Unfortunately, Florida is one of many states that employs mandatory sentences for certain offenses which makes charging and trying people very tricky and perfunctory. This gave the NRA the opening to push their "Stand Your Ground" agenda on the back of a weak application of the 10-20-Life mandatory sentencing law that they actually supported in 1999.

Once upon a time, standing one's ground was a positive attribute. It made one a stickler, a fighter for their beliefs. This usually referred to someone winning a debate, argument or fighting for a cause (Rosa Parks).

Fast forward to 2005 Florida and "Standing Your Ground" became the law of the land for using potentially deadly force when one perceives a threat to their person or property. The old "Castle Doctrine" on steroids. Who is to say what may be flawed in another's "perception." I'm a pretty jumpy person...loud noises scare the beejeesus out of me. If I have a gun on my person..don't be shouting "Boo!" behind my back. How do I know you're not a serial killer and I have no duty to try to remove myself from the situation that has caused me fear or threat. Or, if I am a black youth with Skittles wearing a hoodie I may be a threat if someone else perceives I don't belong on their turf.

FL SB448 is a blatant attempt by the NRA to further expand the vague and dangerous "Stand Your Ground" law in that state. The recent shooting of a young father for being "annoying" in a movie theater is just the latest tragedy that this mindset encourages. The NRA wants guns in everybody's hands and they want gun owners as immune from prosecution and civil action as possible.
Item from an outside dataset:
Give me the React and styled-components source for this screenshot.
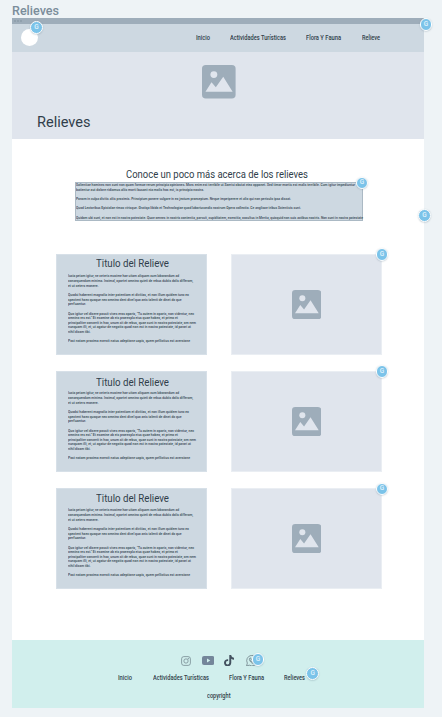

Hence we keep seeing more and more legislation aimed at allowing easier access to guns, allowing more guns in public and allowing gun owners more leeway to decide when to use these guns. Perhaps the lack of progress in even pushing the most common-sense gun reforms after Newtown such as expanded background checks that are favored by over 90% of Americans has emboldened the NRA and their congressional puppets. If the will of the vast majority is being ignored..the narrow special interests will step in to fill the void.

Let's look at the impact of the present SYG laws across the country dispassionately. Just the facts ma'am in my best Jack Webb voice:

"We find that there are 500 to 700 more homicides per year across the 23 states as a result of the laws." There are about 14,000 homicides annually in the United States as a whole." (NPR.org)
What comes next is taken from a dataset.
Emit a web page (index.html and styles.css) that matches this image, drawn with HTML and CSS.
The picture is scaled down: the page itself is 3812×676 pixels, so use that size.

"Criminologists say that when people with guns get the message they have a right to stand and fight, rather than retreat, the threshold for using that gun goes down." (Tampabay.com)

And:

"The jump in homicides deemed justifiable was particularly dramatic in some states, especially in the South. The average annual number of such killings rose by 54 percent in Texas, 83 percent in Georgia, 200 percent in Florida, and an eye-popping 725 percent in Kentucky."(southernstrategies.org)

If the NRA was going after the inflexible and overreaching mandatory sentencing laws I know a good many people right and left, that would be amenable to that effort. But instead, they are trying to piggyback their extremist and self-serving gun agenda onto a case that cries out for justice for a completely different reason. Same tactics..same lobbyists and pitifully, probably the same outcome in a state that seems to think it is still the Wild, Wild West.